Kata wali berasal dari akar kata waw, lam, dan ya’ yang berarti dekat. Bentuk jama’ dari wali adalah auliyā’. Dari akar kata inilah kata-kata seperti (walā yalī ) yang berarti dekat dengan, mengikuti, (walla) memiliki arti menguasai, menolong, mencintai, (aulā) memiliki arti yang menguasakan, mempercayakan, berbuat, (walan) berarti menolong, membantu, bersahabat, (tawalla) berarti menetapi, mengurus, menguasai, (istaulā ‘alaih) berarti memiliki, menguasai, (al-aulā) berarti yang paling berhak dan paling layak, (wallā’an) memiliki arti berpaling dari, meninggalkan, dan (aulaa) berarti menunjukkan ancaman dan ultimatum, seperti pada (aula lak) berarti kecelakaan bagimu atau kecelakaan akan mendekatimu maka berhati-hatilah.

Semua kata turunan dari wali menunjukkan makna kedekatan kecuali bila diiringi kata depan secara tersurat dan tersirat seperti walla ‘an dan tawalla ‘an maka makna yang ditunjukkan adalah menjauhi atau berpaling.

Wali memiliki arti ganda (musytarak), yaitu :

  • Pertama, sebagai subyek : orang yang dengan penuh kesadaran dengan sendirinya melakukan taat tanpa melakukan hal-hal yang dibenci atau hal-hal yang penuh kemaksiatan.
  • Kedua, sebagai obyek : orang yang memperoleh karunia atau anugerah Allah. Orang khusus yang dipilih oleh Allah.

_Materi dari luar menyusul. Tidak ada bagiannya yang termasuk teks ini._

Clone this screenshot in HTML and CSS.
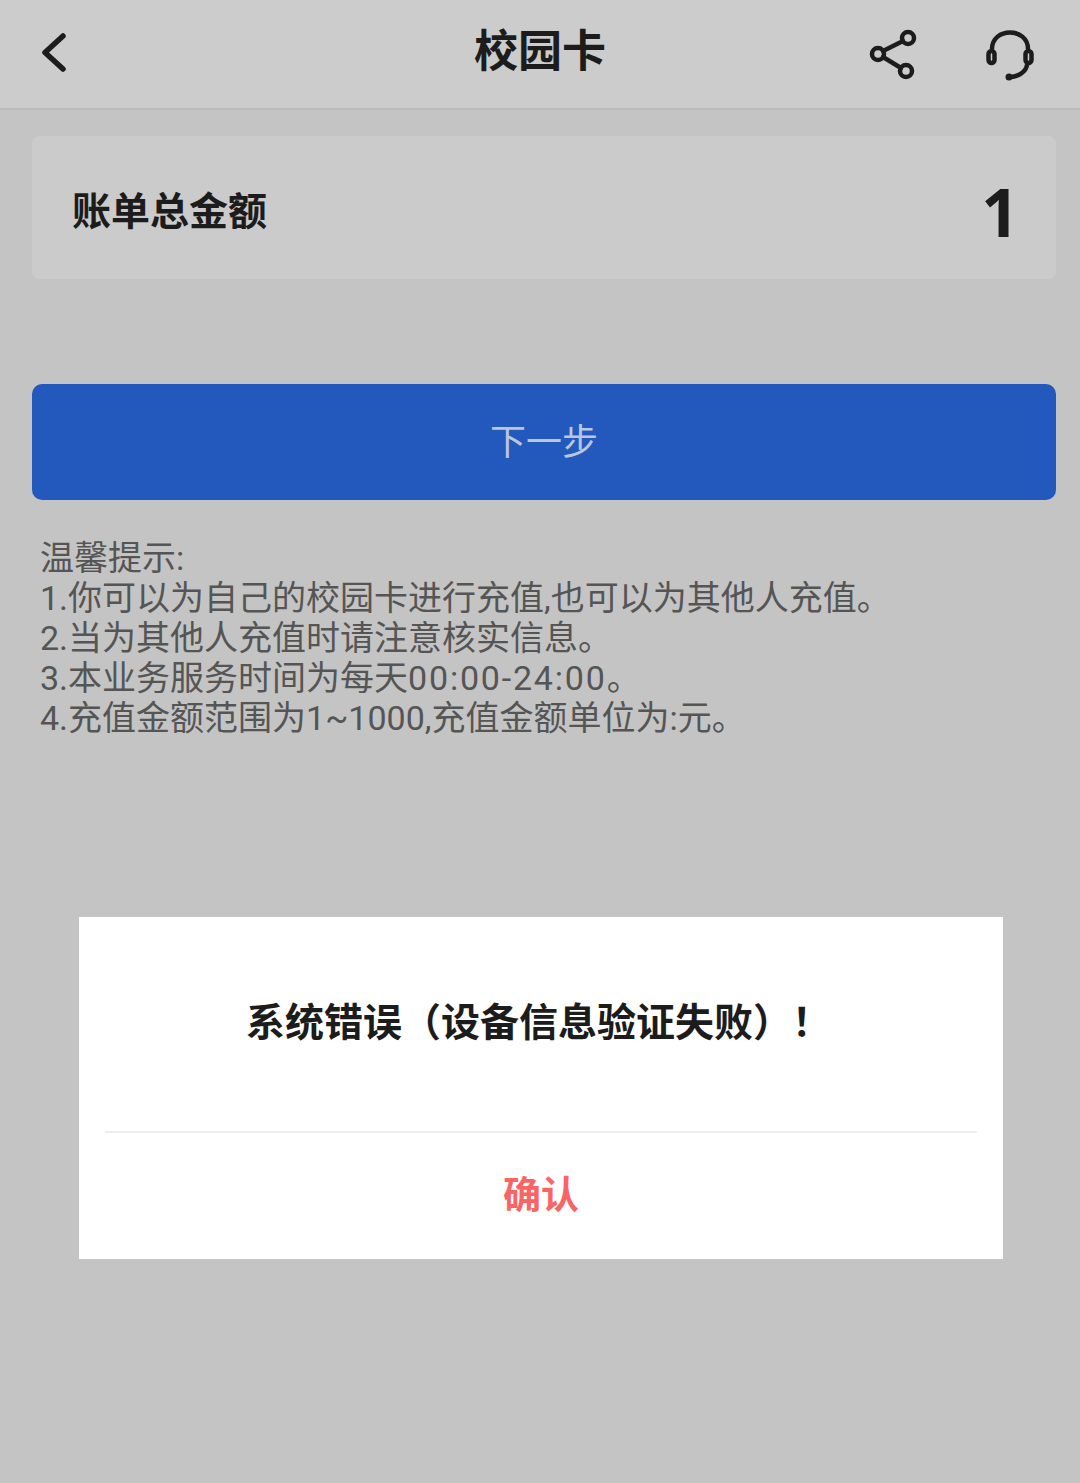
FILE: index.html
```html
<!DOCTYPE html>
<html lang="zh-CN">

<head>
    <meta charset="UTF-8" />
    <meta name="viewport" content="width=device-width, initial-scale=1.0" />
    <title>校园卡</title>
    <link rel="stylesheet" href="styles.css">
</head>

<body>
    <header class="topbar">
        <svg class="back-icon" viewBox="0 0 40 60" width="40" height="60">
            <path d="M29 14 L11 30.500 L29 47" />
        </svg>
        <h1 class="topbar-title">校园卡</h1>
        <div class="topbar-icons">
            <svg class="icon" viewBox="0 0 60 60" width="60" height="60">
                <circle cx="15" cy="30" r="6" />
                <circle cx="45" cy="14" r="6" />
                <circle cx="43" cy="47" r="6" />
                <path d="M20 27 L40 17 M20 33 L38 44" />
            </svg>
            <svg class="icon" viewBox="0 0 60 60" width="60" height="60">
                <path d="M12 25 C12 3 48 3 48 25" />
                <rect x="8.500" y="27" width="6" height="12" rx="3" />
                <rect x="45.500" y="27" width="6" height="12" rx="3" />
                <path d="M47 41 C46 48 38 53 29 53" />
                <circle class="icon-dot" cx="29" cy="53" r="3.500" />
            </svg>
        </div>
    </header>

    <main class="content">
        <section class="bill-card">
            <span class="bill-label">账单总金额</span>
            <span class="bill-amount">1</span>
        </section>

        <button class="next-btn">下一步</button>

        <div class="tips">
            <p>温馨提示:</p>
            <p>1.你可以为自己的校园卡进行充值,也可以为其他人充值。</p>
            <p>2.当为其他人充值时请注意核实信息。</p>
            <p>3.本业务服务时间为每天<span class="tips-time">00:00-24:00</span>。</p>
            <p>4.充值金额范围为1~1000,充值金额单位为:元。</p>
        </div>
    </main>

    <div class="dialog">
        <div class="dialog-msg">系统错误（设备信息验证失败）！</div>
        <div class="dialog-action">确认</div>
    </div>
</body>

</html>
```

FILE: styles.css
```css
* {
    box-sizing: border-box;
    margin: 0;
    padding: 0;
    font-family: Roboto, "Noto Sans CJK SC", sans-serif;
    text-spacing-trim: space-all;
}

body {
    position: relative;
    height: 1483px;
    overflow: hidden;
    background-color: #c4c4c4;
    color: #1c1c1c;
}

.topbar {
    position: relative;
    display: flex;
    align-items: center;
    justify-content: space-between;
    height: 110px;
    padding: 0 40px 0 34px;
    background-color: #cccccc;
    border-bottom: 2px solid #bcbcbc;
}

.topbar-title {
    position: absolute;
    top: 22px;
    left: 0;
    width: 100%;
    font-size: 44px;
    line-height: 60px;
    font-weight: 700;
    text-align: center;
}

.back-icon {
    margin-top: -4px;
}

.back-icon path {
    fill: none;
    stroke: #1c1c1c;
    stroke-width: 5.500;
    stroke-linecap: round;
    stroke-linejoin: round;
}

.topbar-icons {
    display: flex;
    gap: 57px;
}

.icon {
    fill: none;
    stroke: #1c1c1c;
    stroke-width: 4.500;
    stroke-linecap: round;
}

.icon-dot {
    fill: #1c1c1c;
    stroke: none;
}

.content {
    padding: 26px 24px 0 32px;
}

.bill-card {
    display: flex;
    align-items: center;
    justify-content: space-between;
    height: 143px;
    padding: 0 37px 0 40px;
    background-color: #cbcbcb;
    border-radius: 8px;
}

.bill-label {
    font-size: 39px;
    font-weight: 700;
}

.bill-amount {
    margin-top: 6px;
    font-family: "Noto Sans", sans-serif;
    font-size: 66px;
    font-weight: 700;
}

.next-btn {
    display: block;
    width: 100%;
    height: 116px;
    margin-top: 105px;
    padding-bottom: 6px;
    background-color: #2358bd;
    border: none;
    border-radius: 10px;
    color: #b9c6dd;
    font-size: 36px;
}

.tips {
    margin-top: 38px;
    padding-left: 8px;
    color: #555555;
    font-size: 34px;
    line-height: 40px;
}

.tips-time {
    letter-spacing: 1.800px;
}

.dialog {
    position: absolute;
    top: 917px;
    left: 79px;
    width: 924px;
    height: 342px;
    padding: 0 26px;
    background-color: #ffffff;
}

.dialog-msg {
    height: 216px;
    padding: 78px 5px 0 0;
    border-bottom: 2px solid #eeeeee;
    font-size: 39px;
    line-height: 56px;
    font-weight: 700;
    text-align: center;
}

.dialog-action {
    padding-top: 34px;
    color: #fb6464;
    font-size: 38px;
    line-height: 56px;
    font-weight: 700;
    text-align: center;
}
```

Wali dalam al-Qur’an memiliki banyak arti tergantung konteks kata tersebut digunakan. Namun, makna dasar kata tersebut selalu terbawa di mana makna relasional berkembang. Berikut beberapa makna Wali dan Auliyā’ dalam al-Qur’an:

1. Wali dan auliyā’ memiliki arti pelindung

Kata wali yang memiliki arti pelindung seperti terdapat di dalam beberapa ayat, yaitu QS. Al-Baqarah: 107, 120, 257; QS. ‘Ali Imrān: 68; QS. Al-Nisā’: 45, 75, 119, 123, 173; QS. Al-An’ām: 14, 51, 70, 127; QS. Al-A’rāf: 30, 196; QS. Al-Anfāl: 72, 73; QS. At-Taubah: 23, 74, 116; QS. Yūsuf: 101; QS. Ar-Ra’d: 16, 37; QS. Al-Kahfi: 26; QS. Al-Ankabūt: 22, 41; QS. Al-Furqān: 18; QS. Al-Ahzāb: 17, 65; QS.Saba’: 41; QS. Az-Zumar: 3; QS. Fushshilat: 31; QS. Al-Syūrā: 6, 8, 9, 28, 31, 44, 46;QS. Al-Jātsiyah: 10, 19; QS. Al-Ahqāf: 32; QS. Al-fath: 22.

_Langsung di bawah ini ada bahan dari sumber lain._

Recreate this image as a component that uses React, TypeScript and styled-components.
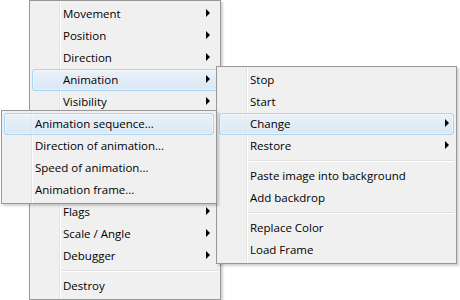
import React from "react";
import styled, { createGlobalStyle, css } from "styled-components";

const GlobalStyle = createGlobalStyle`
  html, body {
    margin: 0;
    padding: 0;
    background: #fff;
  }
  body {
    font-family: "Open Sans", "Noto Sans", sans-serif;
    font-size: 11.5px;
    color: #000;
  }
`;

const Stage = styled.div`
  position: relative;
  width: 460px;
  height: 300px;
  overflow: hidden;
`;

// Win7 style popup: grey frame, flat #f0f0f0 fill, icon gutter line
const Menu = styled.ul<{ $width: number }>`
  list-style: none;
  margin: 0;
  padding: 2px;
  box-sizing: border-box;
  width: ${(p) => p.$width}px;
  border: 1px solid #979797;
  background: linear-gradient(
      to right,
      transparent 29px,
      #e2e3e3 29px,
      #e2e3e3 30px,
      #fff 30px,
      #fff 31px,
      transparent 31px
    ),
    #f0f0f0;
  box-shadow: 2px 2px 2px rgba(0, 0, 0, 0.18);
`;

const RootMenu = styled(Menu)`
  margin-left: 29px;
`;

const Submenu = styled(Menu)<{ $x: number; $y: number }>`
  position: absolute;
  left: ${(p) => p.$x}px;
  top: ${(p) => p.$y}px;
`;

const Item = styled.li<{ $active?: boolean; $arrowGap: number }>`
  display: flex;
  align-items: center;
  height: 22px;
  box-sizing: border-box;
  padding: 0 ${(p) => p.$arrowGap}px 2px 30px;
  border: 1px solid transparent;
  border-radius: 3px;
  white-space: nowrap;
  ${(p) =>
    p.$active &&
    css`
      border-color: #aad4ef;
      background: linear-gradient(
        rgba(232, 242, 252, 0.75),
        rgba(210, 228, 248, 0.75)
      );
      box-shadow: inset 0 0 0 1px rgba(255, 255, 255, 0.45);
    `}
`;

const Arrow = styled.span`
  margin-left: auto;
  width: 0;
  height: 0;
  border-top: 4px solid transparent;
  border-bottom: 4px solid transparent;
  border-left: 4px solid #000;
`;

const Separator = styled.li`
  height: 2px;
  margin: 3px 0 3px 30px;
  border-top: 1px solid #e0e0e0;
  box-sizing: border-box;
  background: #fff;
`;

type Entry = { label?: string; sub?: boolean; active?: boolean; sep?: boolean };

// entries 6-9 sit under the Change submenu, so they carry no label
const rootItems: Entry[] = [
  { label: "Movement", sub: true },
  { label: "Position", sub: true },
  { label: "Direction", sub: true },
  { label: "Animation", sub: true, active: true },
  { label: "Visibility", sub: true },
  { sub: true },
  { sub: true },
  { sub: true },
  { sub: true },
  { label: "Flags", sub: true },
  { label: "Scale / Angle", sub: true },
  { label: "Debugger", sub: true },
  { sep: true },
  { label: "Destroy" },
];

const animationItems: Entry[] = [
  { label: "Stop" },
  { label: "Start" },
  { label: "Change", sub: true, active: true },
  { label: "Restore", sub: true },
  { sep: true },
  { label: "Paste image into background" },
  { label: "Add backdrop" },
  { sep: true },
  { label: "Replace Color" },
  { label: "Load Frame" },
];

const changeItems: Entry[] = [
  { label: "Animation sequence...", active: true },
  { label: "Direction of animation..." },
  { label: "Speed of animation..." },
  { label: "Animation frame..." },
];

const renderEntries = (entries: Entry[], arrowGap = 7) =>
  entries.map((e, i) =>
    e.sep ? (
      <Separator key={i} />
    ) : (
      <Item key={i} $active={e.active} $arrowGap={arrowGap}>
        {e.label}
        {e.sub && <Arrow />}
      </Item>
    )
  );

const App = () => (
  <>
    <GlobalStyle />
    <Stage>
      <RootMenu $width={192}>{renderEntries(rootItems)}</RootMenu>
      <Submenu $width={241} $x={216} $y={66}>
        {renderEntries(animationItems, 4)}
      </Submenu>
      <Submenu $width={216} $x={1} $y={110}>
        {renderEntries(changeItems)}
      </Submenu>
    </Stage>
  </>
);

export default App;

Allah Pelindung orang-orang yang beriman; Dia mengeluarkan mereka dari kegelapan (kekafiran) kepada cahaya (iman). Dan orang-orang yang kafir, pelindung pelindungnya ialah syaitan, yang mengeluarkan mereka daripada cahaya kepada kegelapan (kekafiran). Mereka itu adalah penghuni neraka; mereka kekal di dalamnya. QS. al-Baqarah (2): 257

Ayat di atas menjelaskan bahwa kewalian Allah kepada orang-orang mukmin antara lain berupa petunjuk dan anugerah-Nya kepada akal dan jiwa mereka, sehingga tidak ada kekuasaan bagi seseorang atas orang lain menyangkut kepercayaannya, karena Allah telah menganugerahkan kepada setiap manusia potensi untuk percaya, dan berkat pertolongan Allahlah orang-orang mukmin meraih keimanan, bahkan meningkatkan keimanannya. Kata Wali pada ayat di atas bersanding dengan kata Allah, dengan begitu kata Wali dimaknai dengan pelindung yang berkonotasi positif dan memiliki dampak yang baik.

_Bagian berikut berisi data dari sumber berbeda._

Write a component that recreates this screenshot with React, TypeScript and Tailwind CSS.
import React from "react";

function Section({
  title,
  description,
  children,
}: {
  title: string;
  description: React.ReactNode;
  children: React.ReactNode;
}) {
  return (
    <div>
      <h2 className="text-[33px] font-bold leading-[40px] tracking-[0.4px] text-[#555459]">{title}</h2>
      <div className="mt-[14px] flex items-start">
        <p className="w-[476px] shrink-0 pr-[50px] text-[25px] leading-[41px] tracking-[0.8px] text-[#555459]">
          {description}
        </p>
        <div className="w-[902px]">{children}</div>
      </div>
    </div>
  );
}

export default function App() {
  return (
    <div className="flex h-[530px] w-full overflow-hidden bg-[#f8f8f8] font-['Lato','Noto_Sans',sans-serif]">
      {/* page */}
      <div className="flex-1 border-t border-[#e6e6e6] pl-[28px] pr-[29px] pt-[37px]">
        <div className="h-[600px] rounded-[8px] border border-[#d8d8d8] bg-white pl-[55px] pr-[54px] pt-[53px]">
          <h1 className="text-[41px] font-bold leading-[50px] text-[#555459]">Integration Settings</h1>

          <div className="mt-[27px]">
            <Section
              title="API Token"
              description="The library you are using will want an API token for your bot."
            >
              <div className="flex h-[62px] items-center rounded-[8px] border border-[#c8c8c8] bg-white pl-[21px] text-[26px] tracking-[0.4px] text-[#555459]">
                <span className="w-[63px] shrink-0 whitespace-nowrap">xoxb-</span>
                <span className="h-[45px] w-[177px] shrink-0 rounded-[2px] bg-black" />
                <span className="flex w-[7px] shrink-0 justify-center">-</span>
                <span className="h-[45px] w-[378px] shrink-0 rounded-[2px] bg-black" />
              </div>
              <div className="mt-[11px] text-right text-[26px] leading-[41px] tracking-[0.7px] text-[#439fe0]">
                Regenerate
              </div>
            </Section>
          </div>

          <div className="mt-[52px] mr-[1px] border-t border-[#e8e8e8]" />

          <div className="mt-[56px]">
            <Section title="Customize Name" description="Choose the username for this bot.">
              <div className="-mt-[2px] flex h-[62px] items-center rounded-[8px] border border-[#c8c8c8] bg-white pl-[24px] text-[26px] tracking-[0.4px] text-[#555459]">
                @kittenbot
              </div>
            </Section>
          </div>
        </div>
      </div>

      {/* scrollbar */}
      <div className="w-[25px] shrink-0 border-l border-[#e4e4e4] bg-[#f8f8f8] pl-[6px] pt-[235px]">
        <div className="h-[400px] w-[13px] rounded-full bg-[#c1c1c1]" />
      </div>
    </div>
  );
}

Janganlah orang-orang mukmin mengambil orang-orang kafir menjadi wali dengan meninggalkan orang-orang mukmin. Barang siapa berbuat demikian, niscaya
lepaslah ia dari pertolongan Allah, kecuali karena (siasat) memelihara diri dari
sesuatu yang ditakuti dari mereka. Dan Allah memperingatkan kamu terhadap diri (siksa)-Nya. Dan hanya kepada Allah kembali(mu). QS. Ali Imrān (3): 28

Kata auliyā’ pada ayat di atas bersanding dengan kata dūni al-mu’minīn yang memiliki makna selain Allah, ketika kedua kata tersebut berdampingan, maka kata auliyā’ mengandung arti yang negative, yaitu mengambil pelindung selain Allah.
Ayat tersebut menerangkan larangan Allah untuk menjadikan kaum kafir sebagai wali dari orang mukmin, sementara orang mukmin sendiri mereka abaikan. Kecuali orang yang berada pada suatu daerah dalam suatu waktu, sedang dia merasa takut terhadap kejahatan kaum kafir, maka dia boleh berlindung kepada mereka melalui sikap lahir, namun tidak boleh dengan sikap batin dan niat, sebagaimana diriwayatkan oleh al-Bukhari dan Abu Darda’, dia berkata: “sesungguhnya kami memasang wajah cerah kepada kaum kafir, padahal hati kami mengutuk mereka.”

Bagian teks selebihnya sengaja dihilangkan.